▶ [Written instruction]: Select every line containing the word "page" from the material, and copy those lines.

== Supplied data ==

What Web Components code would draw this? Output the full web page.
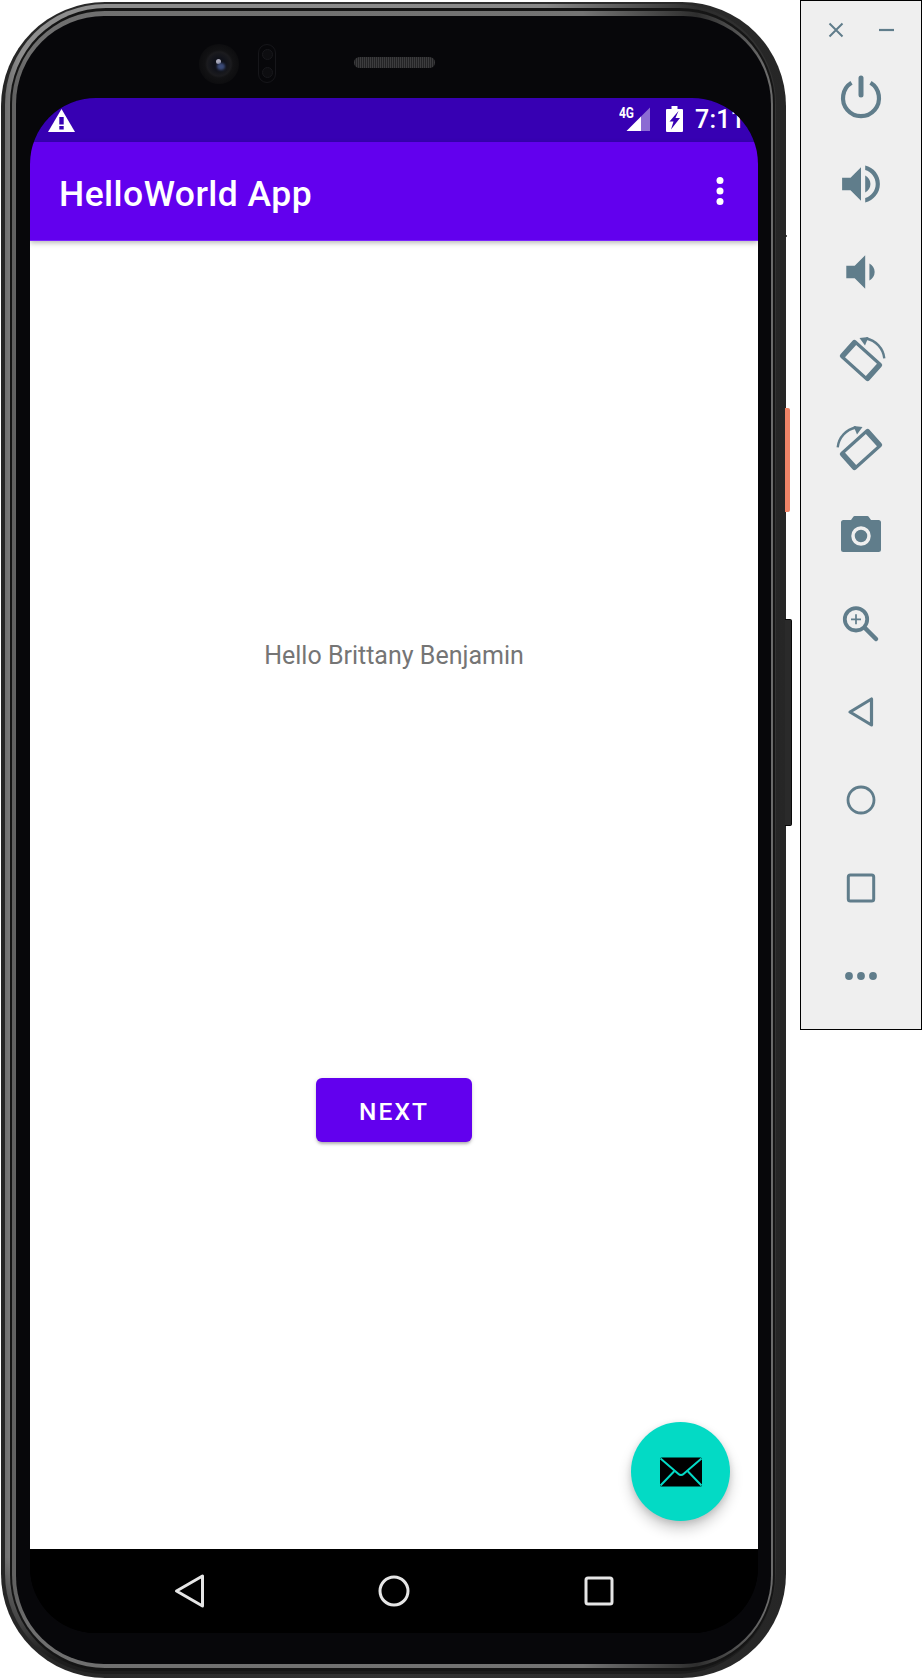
<!DOCTYPE html>
<html lang="en"><head><meta charset="utf-8"><title>HelloWorld App</title>
<style>
html,body{margin:0;padding:0;background:#fff}
body{width:922px;height:1680px;overflow:hidden}
</style></head>
<body>
<app-page>
  <phone-device>
    <phone-screen>
      <status-bar></status-bar>
      <app-toolbar>HelloWorld App</app-toolbar>
      <content-area>
        <span slot="text">Hello Brittany Benjamin</span>
        <span slot="button">NEXT</span>
      </content-area>
      <nav-bar></nav-bar>
    </phone-screen>
  </phone-device>
  <emu-panel></emu-panel>
</app-page>
<script>
function def(name, html){
  customElements.define(name, class extends HTMLElement{
    constructor(){super();this.attachShadow({mode:'open'}).innerHTML=html;}
  });
}
def('app-page',`<style>:host{display:flex;align-items:flex-start;width:922px;height:1680px}</style><slot></slot>`);

def('phone-device',`<style>
:host{display:block;position:relative;width:785px;height:1676px;margin:2px 0 0 1px;flex:none}
.r{box-sizing:border-box}
.r1{position:relative;height:100%;padding:2px 10px 4px 4px;border-radius:104px;background:linear-gradient(90deg,#252525,#333 50%,#262626)}
.r2{height:100%;padding:4px 1px 3px 5px;border-radius:100px;background:linear-gradient(180deg,rgba(25,25,25,0) 93%,#1d1d1d 99%),linear-gradient(90deg,#6e6e6e 0,#8e8e8e 2%,#888 70%,#2c2c2c 90%,#333 100%)}
.r3{height:100%;padding:3px 2px 3px 2px;border-radius:96px;background:#151515}
.r4{height:100%;padding:5px 2px 4px 4px;border-radius:93px;background:linear-gradient(90deg,#5f5f5f 0,#6f6f6f 2%,#737373 75%,#2e2e2e 90%,#6b6b6b 99%)}
.r5{height:100%;padding:0 13px 31px 14px;border-radius:88px;background:#07070a;display:flex;flex-direction:column}
.top{flex:none;height:82px;display:flex;align-items:flex-start;position:relative}
.cam{flex:none;width:40px;height:40px;margin:28px 0 0 169px;border-radius:50%;background:radial-gradient(circle at 50% 50%,#10121a 0 6px,#1b1b1e 12px,#121214 14px,#0d0d0f 20px);position:relative}
.cam::before{content:"";position:absolute;left:17px;top:15px;width:5px;height:5px;border-radius:50%;background:#aab}
.cam::after{content:"";position:absolute;left:18px;top:19px;width:8px;height:7px;border-radius:50%;background:#3a4a78;filter:blur(1px)}
.sensor{flex:none;box-sizing:border-box;width:18px;height:39px;margin:28px 0 0 19px;border:1.5px solid #16161a;border-radius:9px;display:flex;flex-direction:column;align-items:center;justify-content:space-around}
.sensor i{display:block;width:11px;height:11px;border-radius:50%;background:#0d0d10;border:1px solid #18181c;box-sizing:border-box}
.spk{flex:none;width:81px;height:11px;margin:41px 0 0 78px;border-radius:6px;background:repeating-linear-gradient(90deg,#3c3c3e 0 1px,#232325 1px 2px)}
.slot{flex:1;min-height:0}
.b{position:absolute;left:784px;border-radius:0 2px 2px 0}
.orange{top:406px;height:104px;width:5px;background:#ef8467}
.black{top:617px;height:207px;width:7px;background:#2a2a2a;border:0 solid #0a0a0a;border-width:1px 1px 1px 0;box-sizing:border-box}
.mark{top:233px;height:2px;width:2px;background:#222}
</style>
<div class="r r1"><div class="r r2"><div class="r r3"><div class="r r4"><div class="r r5">
  <div class="top"><div class="cam"></div><div class="sensor"><i></i><i></i></div><div class="spk"></div></div>
  <div class="slot"><slot></slot></div>
</div></div></div></div></div>
<div class="b orange"></div><div class="b black"></div><div class="b mark"></div>`);

def('phone-screen',`<style>:host{display:flex;flex-direction:column;height:100%;width:728px;border-radius:66px;overflow:hidden;background:#000;font-family:Roboto,sans-serif}</style><slot></slot>`);

def('status-bar',`<style>
:host{display:flex;align-items:center;flex:none;height:44px;background:#3700b3;color:#fff;position:relative;z-index:1}
svg{display:block;flex:none}
.warn{margin-left:18px;margin-top:1px}
.sig{margin-left:auto;margin-top:-2px}
.bat{margin-left:15px;margin-top:-2px}
.time{margin-left:12px;width:63px;flex:none;font-size:25px;font-weight:500;line-height:44px;letter-spacing:.2px;white-space:nowrap}
</style>
<svg class="warn" width="27" height="23" viewBox="0 0 27 23"><path fill="#fff" d="M13.5 0 27 23H0Z"/><path fill="#3700b3" d="M11.3 8h4.4v7.500h-4.400zM11.3 17h4.400v3.500h-4.400z"/></svg>
<svg class="sig" width="32" height="26" viewBox="0 0 32 26"><path fill="#fff" d="M7.500 25 22 10.500V25Z"/><path fill="#fff" opacity=".42" d="M22 10.500 31 1.500V25H22Z"/><text x="0" y="12" font-family="Roboto,sans-serif" font-size="14" font-weight="700" fill="#fff" textLength="15" lengthAdjust="spacingAndGlyphs">4G</text></svg>
<svg class="bat" width="17" height="26" viewBox="0 0 17 26"><path fill="#fff" d="M5.500 0h6v3H16a1 1 0 0 1 1 1v21a1 1 0 0 1-1 1H1a1 1 0 0 1-1-1V4a1 1 0 0 1 1-1h4.500Z"/><path fill="#3700b3" d="M12.500 5 3.500 15.500H7.500L5 23.500 14 12H9.500Z"/></svg>
<span class="time">7:11</span>`);

def('app-toolbar',`<style>
:host{display:flex;align-items:center;flex:none;box-sizing:border-box;height:99px;padding:0 0 1px 29px;background:#6200ee;color:#fff;font-size:35.500px;font-weight:500;letter-spacing:.44px;position:relative;z-index:1;border-bottom:1px solid #7a22ff;box-shadow:0 2px 5px rgba(0,0,0,.28)}
.t{flex:1;margin-top:7px}
svg{display:block;margin-right:34px;margin-top:0}
</style><span class="t"><slot></slot></span>
<svg width="8" height="28" viewBox="0 0 8 28"><circle cx="4" cy="3.500" r="3.500" fill="#fff"/><circle cx="4" cy="14" r="3.500" fill="#fff"/><circle cx="4" cy="24.500" r="3.500" fill="#fff"/></svg>`);

def('content-area',`<style>
:host{display:flex;flex-direction:column;align-items:center;flex:1;min-height:0;position:relative;background:#fff;padding-top:400px;box-sizing:border-box}
.txt{font-size:25px;line-height:30px;color:#757575;white-space:nowrap}
.btn{margin-top:407px;box-sizing:border-box;width:156px;height:64px;padding-top:2px;border-radius:6px;background:#6200ee;color:#fff;display:flex;align-items:center;justify-content:center;font-size:24.500px;font-weight:500;letter-spacing:2.100px;box-shadow:0 3px 3px -1px rgba(0,0,0,.25),0 1px 5px rgba(0,0,0,.12)}
.fab{position:absolute;right:28px;bottom:28px;width:99px;height:99px;border-radius:50%;background:#03dac5;display:flex;align-items:center;justify-content:center;box-shadow:0 8px 14px rgba(0,0,0,.2),0 2px 6px rgba(0,0,0,.12)}
svg{display:block}
</style>
<div class="txt"><slot name="text"></slot></div>
<div class="btn"><slot name="button"></slot></div>
<div class="fab"><svg width="44" height="30" viewBox="0 0 44 30"><rect x="1" y="0.500" width="42" height="29" rx="1.500" fill="#000"/><path fill="none" stroke="#03dac5" stroke-width="2" d="M1.500 1.500 19.500 17a3.500 3.500 0 0 0 5 0L42.500 1.500M1.500 28.500 15 14.500M42.500 28.500 29 14.500"/></svg></div>`);

def('nav-bar',`<style>
:host{display:flex;justify-content:center;align-items:center;flex:none;height:84px;background:#000}
div{width:205px;display:flex;justify-content:center}
svg{display:block}
</style>
<div><svg width="34" height="36" viewBox="0 0 34 36"><path d="M4.500 18 30.500 3V33Z" fill="none" stroke="#e6e6e6" stroke-width="3" stroke-linejoin="round"/></svg></div>
<div><svg width="34" height="34" viewBox="0 0 34 34"><circle cx="17" cy="17" r="14" fill="none" stroke="#e6e6e6" stroke-width="3"/></svg></div>
<div><svg width="34" height="34" viewBox="0 0 34 34"><rect x="4" y="4" width="26" height="26" rx="2" fill="none" stroke="#e6e6e6" stroke-width="3"/></svg></div>`);

const C='#607d8b';
const phone=`<path fill-rule="evenodd" fill="${C}" d="M-17-11.500H17a2.500 2.500 0 0 1 2.500 2.500V9A2.500 2.500 0 0 1 17 11.500H-17A2.500 2.500 0 0 1-19.500 9V-9A2.500 2.500 0 0 1-17-11.500ZM-14-8.300V8.300H14V-8.300Z" transform="translate(25 25.500) rotate(42)"/><path d="M30 3.500A22.500 22.500 0 0 1 48.300 23.300" fill="none" stroke="${C}" stroke-width="2.400"/><path d="M23.500 3 32.500 2 29 10.500Z" fill="${C}"/>`;
const icons={
 power:`<path d="M15.500 11.800A18 18 0 1 0 34.500 11.800" fill="none" stroke="${C}" stroke-width="4.200"/><path d="M25 7v17" stroke="${C}" stroke-width="5" stroke-linecap="round"/>`,
 volup:`<g transform="translate(-.2 -.2) scale(2.100)"><path fill="${C}" d="M3 9v6h4l5 5V4L7 9H3zm13.500 3c0-1.770-1.020-3.290-2.500-4.030v8.050c1.480-.730 2.500-2.250 2.500-4.020zM14 3.230v2.060c2.890.860 5 3.540 5 6.710s-2.110 5.850-5 6.710v2.060c4.010-.910 7-4.490 7-8.770s-2.990-7.860-7-8.770z"/></g>`,
 voldown:`<g transform="translate(-.2 -.2) scale(2.100)"><path fill="${C}" d="M18.500 12c0-1.770-1.020-3.290-2.500-4.030v8.050c1.480-.730 2.500-2.250 2.500-4.020zM5 9v6h4l5 5V4L9 9H5z"/></g>`,
 rot1:phone,
 rot2:`<g transform="translate(50 1) scale(-1 1)">${phone}</g>`,
 camera:`<path fill="${C}" d="M15 9l2.500-3.500a1.500 1.500 0 0 1 1.200-.5h12.600a1.500 1.500 0 0 1 1.200.5L35 9h7.500A2.500 2.500 0 0 1 45 11.500v27a2.500 2.500 0 0 1-2.500 2.500h-35A2.500 2.500 0 0 1 5 38.500v-27A2.500 2.500 0 0 1 7.500 9Z"/><circle cx="25" cy="25" r="8" fill="none" stroke="#efefef" stroke-width="3.500"/>`,
 zoom:`<circle cx="20" cy="20.300" r="11.200" fill="none" stroke="${C}" stroke-width="3.800"/><path d="M29 29 40 40" stroke="${C}" stroke-width="4.500" stroke-linecap="round"/><path d="M15 20.300H25M20 15.300V25.300" stroke="${C}" stroke-width="1.700"/>`,
 back:`<path d="M14 25 35.500 12V38Z" fill="none" stroke="${C}" stroke-width="3.200" stroke-linejoin="round"/>`,
 home:`<circle cx="25" cy="25" r="13" fill="none" stroke="${C}" stroke-width="2.800"/>`,
 square:`<rect x="12.300" y="12" width="25.400" height="26" rx="2" fill="none" stroke="${C}" stroke-width="3"/>`,
 more:`<circle cx="13" cy="25" r="3.900" fill="${C}"/><circle cx="25" cy="25" r="3.900" fill="${C}"/><circle cx="37" cy="25" r="3.900" fill="${C}"/>`
};
customElements.define('emu-button',class extends HTMLElement{
  constructor(){super();this.attachShadow({mode:'open'}).innerHTML=`<style>:host{display:flex;align-items:center;justify-content:center;height:88px;flex:none}svg{display:block}</style><svg width="50" height="50" viewBox="0 0 50 50"></svg>`;}
  connectedCallback(){this.shadowRoot.querySelector('svg').innerHTML=icons[this.getAttribute('icon')];}
});
def('emu-panel',`<style>
:host{display:block;box-sizing:border-box;width:122px;height:1030px;margin-left:14px;flex:none;background:#efefef;border:1.500px solid #000;border-right-width:1px}
.head{display:flex;justify-content:space-between;align-items:center;height:51px;padding:6px 27px 0 27px;box-sizing:border-box}
svg{display:block}
.list{display:flex;flex-direction:column}
</style>
<div class="head">
<svg width="16" height="16" viewBox="0 0 16 16"><path d="M1.500 1.500 14.500 14.500M14.500 1.500 1.500 14.500" stroke="${C}" stroke-width="2"/></svg>
<svg width="15" height="16" viewBox="0 0 15 16"><path d="M0 8H15" stroke="${C}" stroke-width="2.200"/></svg>
</div>
<div class="list">
<emu-button icon="power"></emu-button><emu-button icon="volup"></emu-button><emu-button icon="voldown"></emu-button>
<emu-button icon="rot1"></emu-button><emu-button icon="rot2"></emu-button><emu-button icon="camera"></emu-button>
<emu-button icon="zoom"></emu-button><emu-button icon="back"></emu-button><emu-button icon="home"></emu-button>
<emu-button icon="square"></emu-button><emu-button icon="more"></emu-button>
</div>`);
</script>
</body></html>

===

▶ [Task response]:
What Web Components code would draw this? Output the full web page.
<app-page>
</app-page>
def('app-page',`<style>:host{display:flex;align-items:flex-start;width:922px;height:1680px}</style><slot></slot>`);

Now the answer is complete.